Saturday, May 16, 2009
Ancestor's circumstance launches family's pomp
Kat Milyko will wear her great-grandmother's gown at Hollins University's graduation Sunday.

JEANNA DUERSCHERL The Roanoke Times
Kat Milyko will wear a gown that has been in her family for 94 years when she graduates from Hollins University on Sunday. She plans to study library science in graduate school at the University of Denver.

JEANNA DUERSCHERL The Roanoke Times
The gown has been worn by 16 family members before Kat Milyko. The first was her great-grandmother, Lillian Milyko, in 1915.
The story of the Milyko family gown began with Lillian, a fruitful matriarch from New York, who wore the black garment on her college graduation day. She was the first in her family to go to college, and after the ceremony she sewed her name to the collar: Lillian Milyko, 1915.
The First World War ended; the Second World War began. And the Milyko descendants began wearing the gown to their own graduations, each adding a name and year to the lining.
Four generations later, it has become a family tree in fabric. At last count there were 15 names stitched to the 94-year-old heirloom, along with a few patches here and there. Earlier this month, a cousin in Indiana became No. 16.
And No. 17 will be Kat Milyko, who will put on great-grandmother Lillian's gown when she collects a diploma from Hollins University on Sunday morning -- the fourth woman in the Milyko line to graduate from the Roanoke County institution wearing the family robe.
She is one of 239 students who will graduate from Hollins at 10 a.m. on the front quadrangle of the campus.
"I wouldn't want to put that in the washing machine," Milyko, 22, said this week after unfurling the gown at the school's Wyndham Robertson Library. (Coincidentally, Wyndham Robertson is also the commencement speaker Sunday.)

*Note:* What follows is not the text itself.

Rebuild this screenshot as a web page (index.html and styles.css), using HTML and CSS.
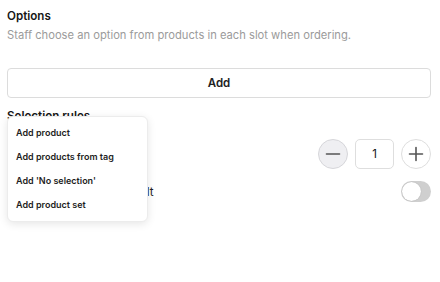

The spin cycle aside, the gown looked sturdy enough for another graduation. It held none of the offending odors -- neither mothball nor mildew -- that might cling to something that has been in the closet since Woodrow Wilson was president. And gown fashion does not seem to have changed much in the years since.
But the material in the thing was anyone's guess. Silk, wool and even polyester were suggested by those who had puzzled over the old cloth. The tag makes no mention.
Milyko, a double-major in English and creative writing, went over a collection of aunts and great-aunts and cousins who have added their name to the regalia. One of them, her Aunt Sandy Kirkpatrick, had first suggested that she wear the family robe. ("A family robe?" Milyko recalled thinking.)
"There have been people of all sizes and widths to wear this," said Kirkpatrick, who is also a Hollins grad.
Though Lillian Milyko was a petite woman of perhaps 5 feet tall, at least one male relative a foot taller donned the robe.
"I have no doubt it will make it to 100 years," Kirkpatrick said, though she added that the companion cap had not fared as well and had been discarded.
The gown was made by the company Cotrell & Leonard of Albany, N.Y., a one-time dry goods store that began sewing academic apparel about 1880. Academic gowns were rising in popularity around the country at the time, a style adopted from the United Kingdom.
"We do hear about these things occasionally," said John Harden, the current general manager of Cotrell & Leonard, when informed that a vintage gown would be attending a commencement this weekend.
Before wrapping up a phone call -- this week was the busiest of the year for gown makers -- Harden noted that his company's regalia had held up admirably.
And it has another two years to go at Hollins.
Kat Milyko's sister, Amy, plans to be No. 18. She expects to graduate in 2011.